As an aside. There are four deserts in the United States. They are generally characterized by the plant life but I think they can also be characterized by their character? myths? aura? I am not sure of the right word. I have not spent enough time in the Chihuahuan Desert to form an opinion, but the other three deserts are very different.

The Mojave Desert is the wacko desert and I mean that in the worst way and the best possible way. It is where people get abducted by Aliens, it is the desert of Charles Manson, the Repo Man desert.
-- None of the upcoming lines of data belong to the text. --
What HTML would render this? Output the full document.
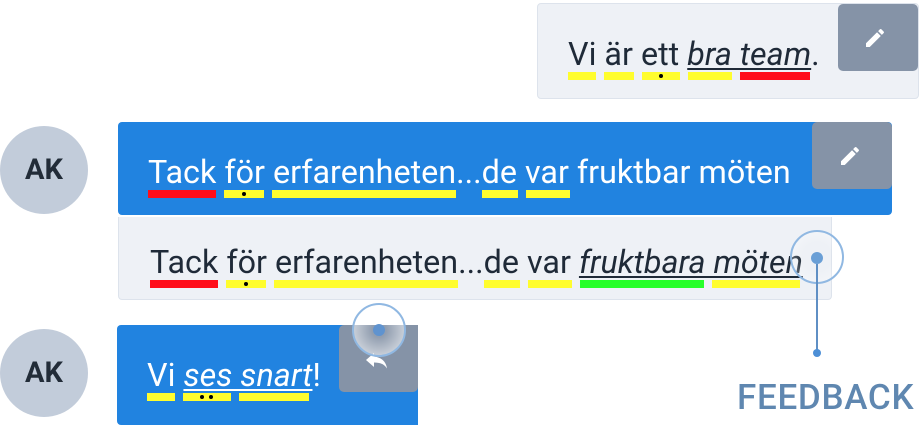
<!DOCTYPE html>
<html><head><meta charset="utf-8"><style>
body{margin:0;width:921px;height:419px;overflow:hidden;background:#fff;position:relative;font-family:"Roboto","Liberation Sans",sans-serif}
div,span{position:absolute}
.w{font-size:32.3px;line-height:32px;white-space:nowrap}
.w i{position:static}
.wh{color:#fff}.dk{color:#1f2a38}
.i{font-style:italic;text-decoration:underline;text-decoration-thickness:2px;text-underline-offset:3px}
.b{height:8px}
.y{background:#fffd2e}.r{background:#ff0d1a}.g{background:#27ff2a}
.dot{width:4px;height:4px;border-radius:2px;background:#000;top:2px}
.btn{background:#8593a7;border-radius:5px}
.av{width:88px;height:88px;border-radius:50%;background:#c2ccda;color:#222c38;font-weight:bold;font-size:29px;line-height:88px;text-align:center}
</style></head><body>
<div style="left:537px;top:3px;width:380px;height:94px;background:#eef1f6;border:1px solid #dde3ec;border-radius:4px"></div>
<div class="btn" style="left:838px;top:4px;width:80px;height:67px"></div>
<svg style="position:absolute;left:863px;top:26px" width="24" height="24" viewBox="0 0 24 24"><path fill="#fff" d="M3 17.25V21h3.75L17.8 9.94l-3.75-3.75L3 17.25zM20.7 7.04a1 1 0 000-1.41l-2.34-2.34a1 1 0 00-1.41 0l-1.83 1.83 3.75 3.75 1.83-1.83z"/></svg>
<span class="w dk" style="left:568px;top:38px">Vi är ett <i class="i">bra team</i>.</span>
<div class="b y" style="left:568px;top:72px;width:28px"></div>
<div class="b y" style="left:604px;top:72px;width:30px"></div>
<div class="b y" style="left:642px;top:72px;width:38px"><div class="dot" style="left:17px"></div></div>
<div class="b y" style="left:688px;top:72px;width:44px"></div>
<div class="b r" style="left:740px;top:72px;width:70px"></div>

<div class="av" style="left:0px;top:126px">AK</div>
<div style="left:118px;top:122px;width:774px;height:93px;background:#2183e0;border-radius:4px"></div>
<div class="btn" style="left:812px;top:122px;width:80px;height:67px"></div>
<svg style="position:absolute;left:838px;top:144px" width="24" height="24" viewBox="0 0 24 24"><path fill="#fff" d="M3 17.25V21h3.75L17.8 9.94l-3.75-3.75L3 17.25zM20.7 7.04a1 1 0 000-1.41l-2.34-2.34a1 1 0 00-1.41 0l-1.83 1.83 3.75 3.75 1.83-1.83z"/></svg>
<span class="w wh" style="left:148px;top:156px">Tack för erfarenheten...de var fruktbar möten</span>
<div class="b r" style="left:148px;top:190px;width:68px"></div>
<div class="b y" style="left:224px;top:190px;width:40px"><div class="dot" style="left:18px"></div></div>
<div class="b y" style="left:272px;top:190px;width:184px"></div>
<div class="b y" style="left:482px;top:190px;width:36px"></div>
<div class="b y" style="left:526px;top:190px;width:44px"></div>

<div style="left:118px;top:217px;width:712px;height:82px;background:#eef1f6;border:1px solid #dde3ec;border-top:none;border-radius:0 0 4px 4px"></div>
<span class="w dk" style="left:150px;top:246px">Tack för erfarenheten...de var <i class="i">fruktbara möten</i></span>
<div class="b r" style="left:150px;top:280px;width:68px"></div>
<div class="b y" style="left:226px;top:280px;width:40px"><div class="dot" style="left:18px"></div></div>
<div class="b y" style="left:274px;top:280px;width:184px"></div>
<div class="b y" style="left:484px;top:280px;width:36px"></div>
<div class="b y" style="left:528px;top:280px;width:44px"></div>
<div class="b g" style="left:580px;top:280px;width:124px"></div>
<div class="b y" style="left:712px;top:280px;width:88px"></div>
<div style="left:790px;top:230px;width:54px;height:54px;border-radius:50%;border:2px solid #90b8e2;box-sizing:border-box;background:radial-gradient(circle,rgba(255,255,255,0) 40%,rgba(255,255,255,.5) 100%)"></div>
<div style="left:811px;top:252px;width:12px;height:12px;border-radius:50%;background:#6a9fd6"></div>
<div style="left:816px;top:264px;width:2px;height:89px;background:#5f8fc4"></div>
<div style="left:813px;top:349px;width:8px;height:8px;border-radius:50%;background:#4d8fd6"></div>
<span style="left:737px;top:379px;font-size:35px;line-height:38px;color:#5f87b0;font-weight:500;letter-spacing:0.7px">FEEDBACK</span>

<div class="av" style="left:0px;top:329px">AK</div>
<div style="left:117px;top:325px;width:301px;height:100px;background:#2183e0;border-radius:4px 0 0 4px"></div>
<div class="btn" style="left:339px;top:325px;width:79px;height:67px;border-radius:5px 0 5px 5px"></div>
<svg style="position:absolute;left:364px;top:349px" width="26" height="22" viewBox="0 0 26 22"><path fill="#fff" d="M10 4L2 11l8 7v-4.5c6 0 10 1.5 13 6-1-6.5-5-11-13-12V4z"/></svg>
<div style="left:352px;top:303px;width:54px;height:54px;border-radius:50%;border:2px solid #90b8e2;box-sizing:border-box;background:radial-gradient(circle,rgba(255,255,255,.1) 20%,rgba(255,255,255,.8) 100%)"></div>
<div style="left:373px;top:324px;width:12px;height:12px;border-radius:50%;background:#5f93cf"></div>
<span class="w wh" style="left:147px;top:359px">Vi <i class="i">ses snart</i>!</span>
<div class="b y" style="left:147px;top:393px;width:28px"></div>
<div class="b y" style="left:183px;top:393px;width:48px"><div class="dot" style="left:17px"></div><div class="dot" style="left:26px"></div></div>
<div class="b y" style="left:239px;top:393px;width:70px"></div>
</body></html>
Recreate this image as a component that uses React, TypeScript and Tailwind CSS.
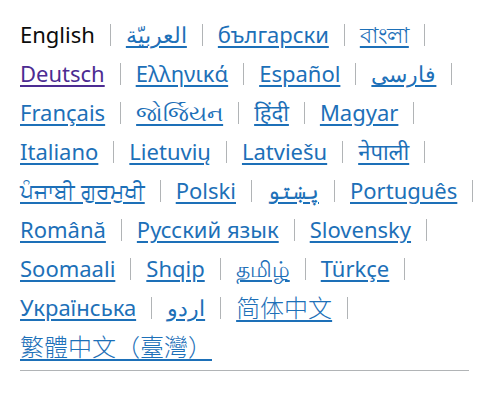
const languages = [
  { name: 'English', current: true },
  { name: 'العربيّة', lang: 'ar' },
  { name: 'български' },
  { name: 'বাংলা' },
  { name: 'Deutsch', visited: true },
  { name: 'Ελληνικά' },
  { name: 'Español' },
  { name: 'فارسی', lang: 'fa' },
  { name: 'Français' },
  { name: 'જોર્જિયન' },
  { name: 'हिंदी' },
  { name: 'Magyar' },
  { name: 'Italiano' },
  { name: 'Lietuvių' },
  { name: 'Latviešu' },
  { name: 'नेपाली' },
  { name: 'ਪੰਜਾਬੀ ਗੁਰਮੁਖੀ' },
  { name: 'Polski' },
  { name: 'پښتو', lang: 'ps' },
  { name: 'Português' },
  { name: 'Română' },
  { name: 'Русский язык' },
  { name: 'Slovensky' },
  { name: 'Soomaali' },
  { name: 'Shqip' },
  { name: 'தமிழ்' },
  { name: 'Türkçe' },
  { name: 'Українська' },
  { name: 'اردو', lang: 'ur' },
  { name: '简体中文', cjk: true },
  { name: '繁體中文（臺灣）', cjk: true },
];

export default function App() {
  return (
    <div className="overflow-hidden bg-white px-5 pt-[15px] font-['Noto_Sans','Noto_Sans_CJK_SC',sans-serif] text-[22px]">
      <nav aria-label="Translations">
        {/* trailing separator margin shouldn't force a wrap */}
        <ul className="-mr-[30px] flex flex-wrap items-center">
          {languages.map((l, i) => {
            const isLast = i === languages.length - 1;
            return (
              <li key={l.name} className="flex items-center h-[39px]">
                {l.current ? (
                  <span className="text-[#0b0c0c]">{l.name}</span>
                ) : (
                  <a
                    href="#"
                    lang={l.lang}
                    className={`underline decoration-2 underline-offset-[3px] ${
                      l.visited ? 'text-[#4c2c92]' : 'text-[#1d70b8]'
                    } ${l.cjk ? 'text-[24px] font-light' : ''}`}
                  >
                    {l.name}
                  </a>
                )}
                {!isLast && <span className="mx-[15px] h-[22px] w-px bg-[#b1b4b6]" />}
              </li>
            );
          })}
        </ul>
        <hr className="mt-[4px] border-t border-[#b1b4b6]" />
      </nav>
    </div>
  );
}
It is also the home of the Mojave Air & Space Port and China Lake Naval Air Station and Edwards Air Force Base.

The Sonora Desert is the Indian desert. It is where the Navajos live, where tourists go to Pueblos over 500 years old, the best place to buy real and faux Indian art.

The Great Basin Desert is the Cowboy desert. Yes, there are Indian reservations, but few tourists visit them. It is where wild horses still roam and cowboys try to thin the herds using helicopters. It is a cold desert in winter – but, now, by the end of May, it is pretty warm – and the dominant plant is sage brush. Rub up against a plant or drive over one and the smell of sage permeates the air. I find it delightful. It is called the great basin because it does not drain to the sea. There are no rivers that lead out of the Great Basin. You can accurately say that The rain that falls in Nevada stays in Nevada.End aside.

We had camped near an abandoned mine that was really just a vertical shaft – but deep enough so that we couldn't see the bottom – and there was abandoned junk spread around. It was more picturesque in the fading light of last night than the heavy gray sky of morning.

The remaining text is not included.